The colour of most tektites (see tektites overview) is at the first sight black (in the case of thin cuts the colour is brown or yellowish). Beautiful green colour of moldavites is unique and rare among tektites. Another green kind are very rare and valuable Urengoy tektites (only three pieces have been found) and Georgiaites, which are also rare and valuable. The green colour of moldavite is highlighted also thanks to their transparency.
We recognize the following colours in moldavites:
- Pale green (sometimes known as water green or apple green moldavites)
- Light green
- Bottle green (the most frequent)
- Olive green
- Poisonous (acid) green
My favourite colour of moldavites is olive green and intense bottle green. They are typical moldavite colours. On the other hand poisonous green moldavites are very rare. There are also twocoloured moldavites, which are very valuable.

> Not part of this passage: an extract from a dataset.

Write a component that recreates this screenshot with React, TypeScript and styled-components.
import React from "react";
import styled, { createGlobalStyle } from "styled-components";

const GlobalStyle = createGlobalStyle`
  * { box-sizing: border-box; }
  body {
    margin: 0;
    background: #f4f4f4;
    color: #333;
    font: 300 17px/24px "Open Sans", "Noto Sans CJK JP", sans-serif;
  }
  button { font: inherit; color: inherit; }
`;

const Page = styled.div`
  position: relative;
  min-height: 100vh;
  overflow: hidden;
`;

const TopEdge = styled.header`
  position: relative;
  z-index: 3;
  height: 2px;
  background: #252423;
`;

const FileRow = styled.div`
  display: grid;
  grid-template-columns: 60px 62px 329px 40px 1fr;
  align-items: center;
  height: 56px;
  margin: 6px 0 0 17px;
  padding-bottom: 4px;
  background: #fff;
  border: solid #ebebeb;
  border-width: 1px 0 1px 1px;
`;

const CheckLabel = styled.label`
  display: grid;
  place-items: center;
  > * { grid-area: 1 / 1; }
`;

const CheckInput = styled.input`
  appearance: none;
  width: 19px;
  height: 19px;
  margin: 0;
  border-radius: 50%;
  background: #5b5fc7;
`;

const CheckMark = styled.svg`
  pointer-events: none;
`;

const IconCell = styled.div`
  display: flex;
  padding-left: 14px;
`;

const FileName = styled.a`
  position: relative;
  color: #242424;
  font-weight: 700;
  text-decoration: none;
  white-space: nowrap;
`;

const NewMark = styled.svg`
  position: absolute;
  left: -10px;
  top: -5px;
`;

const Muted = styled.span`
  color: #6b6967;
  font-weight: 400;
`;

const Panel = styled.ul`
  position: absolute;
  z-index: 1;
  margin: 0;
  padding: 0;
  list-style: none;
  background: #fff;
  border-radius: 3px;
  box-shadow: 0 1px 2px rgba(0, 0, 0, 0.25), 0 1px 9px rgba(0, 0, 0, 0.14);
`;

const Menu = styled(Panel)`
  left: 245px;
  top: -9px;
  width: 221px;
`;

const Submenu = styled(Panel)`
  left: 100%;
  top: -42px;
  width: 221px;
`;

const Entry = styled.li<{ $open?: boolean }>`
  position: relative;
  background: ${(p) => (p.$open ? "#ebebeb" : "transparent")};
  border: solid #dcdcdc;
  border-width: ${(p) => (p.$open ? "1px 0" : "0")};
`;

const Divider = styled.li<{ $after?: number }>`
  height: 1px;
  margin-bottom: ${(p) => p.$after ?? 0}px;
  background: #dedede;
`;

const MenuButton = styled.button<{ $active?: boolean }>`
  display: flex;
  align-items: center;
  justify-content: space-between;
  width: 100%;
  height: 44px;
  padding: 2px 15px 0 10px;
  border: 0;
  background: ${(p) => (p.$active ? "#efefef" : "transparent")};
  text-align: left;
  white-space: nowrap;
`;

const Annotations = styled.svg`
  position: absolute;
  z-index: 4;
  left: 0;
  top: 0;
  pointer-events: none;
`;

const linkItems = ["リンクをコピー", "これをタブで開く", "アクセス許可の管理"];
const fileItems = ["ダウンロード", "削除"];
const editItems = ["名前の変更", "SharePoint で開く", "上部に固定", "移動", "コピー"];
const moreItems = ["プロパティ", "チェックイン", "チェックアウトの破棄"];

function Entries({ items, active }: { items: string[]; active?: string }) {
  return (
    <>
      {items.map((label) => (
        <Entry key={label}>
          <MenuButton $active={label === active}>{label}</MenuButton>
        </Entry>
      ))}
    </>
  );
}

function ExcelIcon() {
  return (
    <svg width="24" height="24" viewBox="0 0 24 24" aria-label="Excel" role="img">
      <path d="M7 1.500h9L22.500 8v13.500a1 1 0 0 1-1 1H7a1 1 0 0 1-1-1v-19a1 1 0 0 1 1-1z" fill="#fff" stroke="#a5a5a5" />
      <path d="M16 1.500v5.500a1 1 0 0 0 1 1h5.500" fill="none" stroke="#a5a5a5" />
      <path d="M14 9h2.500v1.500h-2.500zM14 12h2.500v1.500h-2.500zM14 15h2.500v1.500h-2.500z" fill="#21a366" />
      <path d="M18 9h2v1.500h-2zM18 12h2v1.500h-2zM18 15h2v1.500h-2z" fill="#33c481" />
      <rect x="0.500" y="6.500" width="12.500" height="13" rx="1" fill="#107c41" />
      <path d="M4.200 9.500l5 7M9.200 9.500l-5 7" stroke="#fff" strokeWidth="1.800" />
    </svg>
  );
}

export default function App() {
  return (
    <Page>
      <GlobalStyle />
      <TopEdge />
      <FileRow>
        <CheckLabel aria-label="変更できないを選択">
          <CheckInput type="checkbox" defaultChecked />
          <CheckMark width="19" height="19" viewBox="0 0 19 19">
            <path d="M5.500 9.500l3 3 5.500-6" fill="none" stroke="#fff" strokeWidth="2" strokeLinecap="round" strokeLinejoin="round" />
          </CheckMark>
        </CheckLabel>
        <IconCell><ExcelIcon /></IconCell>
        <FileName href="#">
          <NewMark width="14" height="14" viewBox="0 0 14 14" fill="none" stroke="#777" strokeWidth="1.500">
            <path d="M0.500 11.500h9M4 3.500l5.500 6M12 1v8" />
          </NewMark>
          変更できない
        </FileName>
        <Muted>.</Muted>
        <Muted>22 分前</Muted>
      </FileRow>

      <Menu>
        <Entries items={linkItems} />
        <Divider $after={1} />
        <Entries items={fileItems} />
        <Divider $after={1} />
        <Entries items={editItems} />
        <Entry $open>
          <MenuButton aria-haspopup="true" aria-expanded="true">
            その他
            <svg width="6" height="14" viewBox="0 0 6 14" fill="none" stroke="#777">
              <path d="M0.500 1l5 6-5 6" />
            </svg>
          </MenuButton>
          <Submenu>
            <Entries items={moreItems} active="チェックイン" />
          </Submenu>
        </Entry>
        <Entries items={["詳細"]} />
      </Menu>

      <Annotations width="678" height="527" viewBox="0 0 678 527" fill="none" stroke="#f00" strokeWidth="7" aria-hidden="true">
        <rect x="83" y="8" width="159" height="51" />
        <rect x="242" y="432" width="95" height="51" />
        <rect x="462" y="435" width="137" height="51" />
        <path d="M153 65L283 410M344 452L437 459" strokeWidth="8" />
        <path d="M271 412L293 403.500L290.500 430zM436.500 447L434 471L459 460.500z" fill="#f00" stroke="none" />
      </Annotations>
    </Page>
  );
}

Ground and polished moldavites with lighter shades are often used in jewellery. They are transparent and give the best effect.
Colours of moldavites depending on locality
In South Bohemia bottle green and light green moldavite are the most frequent ones. Less frequent are pale green ones (found in the area of Radomilice), olive green and brownish ones (e.g. the area of Dobrkovska Lhotka Zatacka). Poisonous green moldavites are quite rare in South Bohemia.

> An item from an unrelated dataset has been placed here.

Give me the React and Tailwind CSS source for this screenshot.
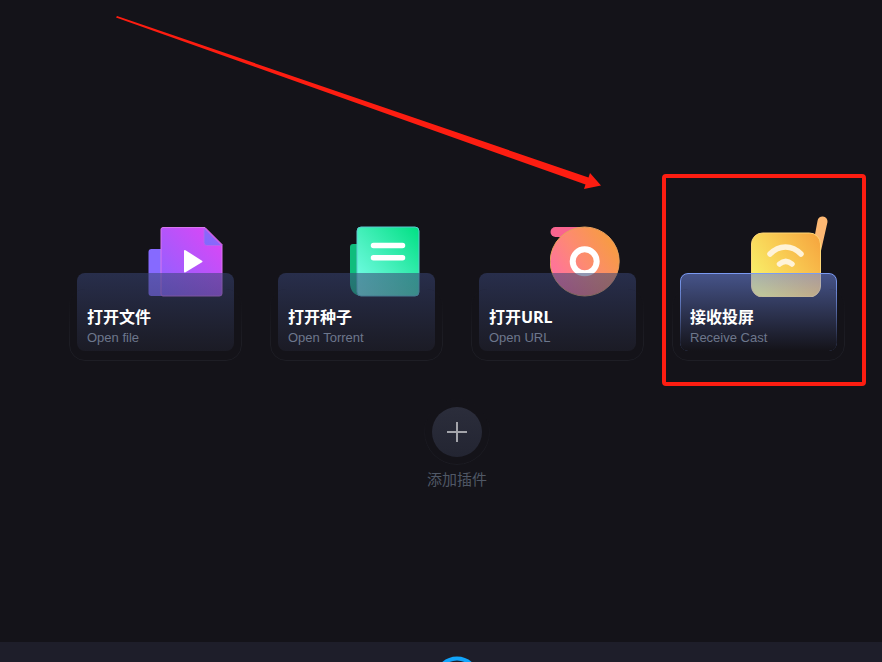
import React from 'react';

const FileIcon = () => (
  <svg width="86" height="84" viewBox="0 0 86 84" aria-hidden="true">
    <defs>
      <linearGradient id="fileFront" x1="0" y1="1" x2="1" y2="0">
        <stop offset="0" stopColor="#8a63ff" />
        <stop offset="0.45" stopColor="#b056fb" />
        <stop offset="1" stopColor="#e244f5" />
      </linearGradient>
      <linearGradient id="fileFold" x1="0" y1="1" x2="1" y2="0">
        <stop offset="0" stopColor="#7c6cff" />
        <stop offset="1" stopColor="#a060f4" />
      </linearGradient>
    </defs>
    <rect x="0.5" y="36" width="40" height="47" rx="3" fill="#866aff" />
    <path d="M15 14.500h42L74 31.500V80.500a2.500 2.500 0 0 1-2.500 2.500h-56.500a2 2 0 0 1-2-2V16.500a2 2 0 0 1 2-2z" fill="url(#fileFront)" stroke="#d877ee" strokeWidth="1" />
    <path d="M56 15l17.500 17.500H59a3 3 0 0 1-3-3z" fill="url(#fileFold)" stroke="#b464f0" strokeWidth="1" />
    <path d="M36 38v20.500a1 1 0 0 0 1.500.800L54 49.300a1 1 0 0 0 0-1.600L37.500 37.200a1 1 0 0 0-1.500.800z" fill="#fff" />
  </svg>
);

const TorrentIcon = () => (
  <svg width="86" height="84" viewBox="0 0 86 84" aria-hidden="true">
    <defs>
      <linearGradient id="torrentFront" x1="0" y1="1" x2="1" y2="0">
        <stop offset="0" stopColor="#7dfff0" />
        <stop offset="0.4" stopColor="#50f2c4" />
        <stop offset="1" stopColor="#00e083" />
      </linearGradient>
    </defs>
    <path d="M4 31h20v52H13C5 83 1 77 1 70V34a3 3 0 0 1 3-3z" fill="#0fbd7c" />
    <rect x="8" y="14" width="62" height="69" rx="4" fill="url(#torrentFront)" stroke="#5cc8cf" strokeWidth="1" />
    <path d="M24.500 32.500h29M24.500 44.700h29" stroke="#fff" strokeWidth="5.500" strokeLinecap="round" />
  </svg>
);

const UrlIcon = () => (
  <svg width="86" height="84" viewBox="0 0 86 84" aria-hidden="true">
    <defs>
      <linearGradient id="urlDisc" x1="0" y1="0.700" x2="0.850" y2="0.150">
        <stop offset="0" stopColor="#ff6fa2" />
        <stop offset="0.500" stopColor="#fd8a72" />
        <stop offset="1" stopColor="#f79b44" />
      </linearGradient>
    </defs>
    <rect x="0.500" y="14" width="34" height="10" rx="5" fill="#f9648f" />
    <circle cx="34.700" cy="48.500" r="34.500" fill="url(#urlDisc)" stroke="#e8a05c" strokeWidth="1" />
    <circle cx="34.700" cy="48.300" r="12" fill="none" stroke="#fff" strokeWidth="6" />
  </svg>
);

const CastIcon = () => (
  <svg width="86" height="84" viewBox="0 0 86 84" aria-hidden="true">
    <defs>
      <linearGradient id="castBody" x1="0" y1="0.700" x2="1" y2="0.100">
        <stop offset="0" stopColor="#f8f16a" />
        <stop offset="0.450" stopColor="#f9cf55" />
        <stop offset="1" stopColor="#f6a63f" />
      </linearGradient>
    </defs>
    <path d="M66.500 8a5 5 0 0 1 10 1L69.500 40L62 32z" fill="#fdb873" />
    <rect x="0.500" y="20" width="69" height="64" rx="11" fill="url(#castBody)" stroke="#ffd777" strokeWidth="1" />
    <path d="M19 41c9-9.500 22-9.500 31 0" fill="none" stroke="#fff3d8" strokeWidth="5.500" strokeLinecap="round" />
    <path d="M28.500 51c4-3.500 8.500-3.500 12.500 0" fill="none" stroke="#fff3d8" strokeWidth="5.500" strokeLinecap="round" />
  </svg>
);

const tiles = [
  { title: '打开文件', subtitle: 'Open file', Icon: FileIcon },
  { title: '打开种子', subtitle: 'Open Torrent', Icon: TorrentIcon },
  { title: '打开URL', subtitle: 'Open URL', Icon: UrlIcon },
  { title: '接收投屏', subtitle: 'Receive Cast', Icon: CastIcon, active: true },
];

const Tile = ({ title, subtitle, Icon, active }) => (
  <button type="button" className="relative flex w-[157px] flex-col text-left">
    <span className="-mb-6 self-end">
      <Icon />
    </span>
    <span
      className={
        active
          ? 'relative block h-[78px] w-full rounded-lg bg-linear-to-b from-[#6c85df]/57 to-[#6c85df]/0 px-2.5 pt-9'
          : 'relative block h-[78px] w-full rounded-lg bg-linear-to-b from-[#384475]/55 to-[#21222f]/55 px-2.5 pt-9'
      }
    >
      {active && (
        <span className="absolute inset-0 rounded-lg border border-[#7b9bf2] mask-b-from-0% mask-b-to-95%" />
      )}
      <span className="absolute -inset-x-2 top-4 -bottom-2.5 rounded-2xl border border-[#1e1e25] mask-t-from-20% mask-t-to-90%" />
      <span className="block text-base leading-4 font-bold text-white">{title}</span>
      <span className="mt-[5px] block font-['Liberation_Sans',sans-serif] text-[13px] leading-4 text-[#6d778c]">{subtitle}</span>
    </span>
    {active && (
      <span className="pointer-events-none absolute -top-[39px] -right-[29px] -bottom-[35px] -left-[18px] rounded border-4 border-[#fd1d11]" />
    )}
  </button>
);

// tapered arrow drawn over the tiles, tip lands next to the highlighted one
const Arrow = () => (
  <svg className="pointer-events-none absolute -top-[197px] left-[38px]" width="488" height="176" viewBox="0 0 488 176" aria-hidden="true">
    <path d="M2 0L473.500 161.500L475 157L486 169.500L469 173L470.500 168.500L1 1.500z" fill="#fd1d11" />
  </svg>
);

export default function App() {
  return (
    <div className="flex min-h-screen flex-col overflow-hidden bg-[#141319] font-['Noto_Sans','Noto_Sans_CJK_SC',sans-serif]">
      <main className="flex grow flex-col items-center pt-[213px] pl-8">
        <div className="relative flex gap-11">
          {tiles.map((tile) => (
            <Tile key={tile.title} {...tile} />
          ))}
          <Arrow />
        </div>

        <button type="button" className="mt-14 flex flex-col items-center">
          <span className="relative flex size-[50px] items-center justify-center rounded-full bg-linear-to-b from-[#2b2d3b] to-[#232532]">
            <span className="absolute -inset-2 rounded-full border border-[#1c1c23] mask-t-from-20% mask-t-to-70%" />
            <svg width="20" height="20" viewBox="0 0 20 20" aria-hidden="true">
              <path d="M10 0v20M0 10h20" stroke="#a3a4aa" strokeWidth="2" />
            </svg>
          </span>
          <span className="mt-3.5 text-[15px] leading-4 text-[#505866]">添加插件</span>
        </button>
      </main>

      <footer className="flex h-5 justify-center overflow-hidden bg-[#1e1e2a] pt-3.5 pl-8">
        <svg className="shrink-0" width="46" height="46" viewBox="0 0 46 46" aria-hidden="true">
          <circle cx="23" cy="23" r="20.500" fill="none" stroke="#12a5fb" strokeWidth="4" />
        </svg>
      </footer>
    </div>
  );
}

Moravian moldavites are predominantly olive green or brown.
What causes the colour of moldavites?
The colour and transparency is given by their chemical coposition. The content of iron (FeII, FeIII) and manganese (MnII) influence the colour the most. Bivalent iron prevails in moldavites and has the main influence on green colour. Brown colour is caused by the content of trivalent iron. The higher the ratio of the content of FeIII/FeII the more brown the moldavite is.
Transparency is caused by a low content of titanium.
Poisonous green moldavites have a higher content of nickle and alkaline earths (MgO, CaO) and a lower content of Potassium oxide (K2O).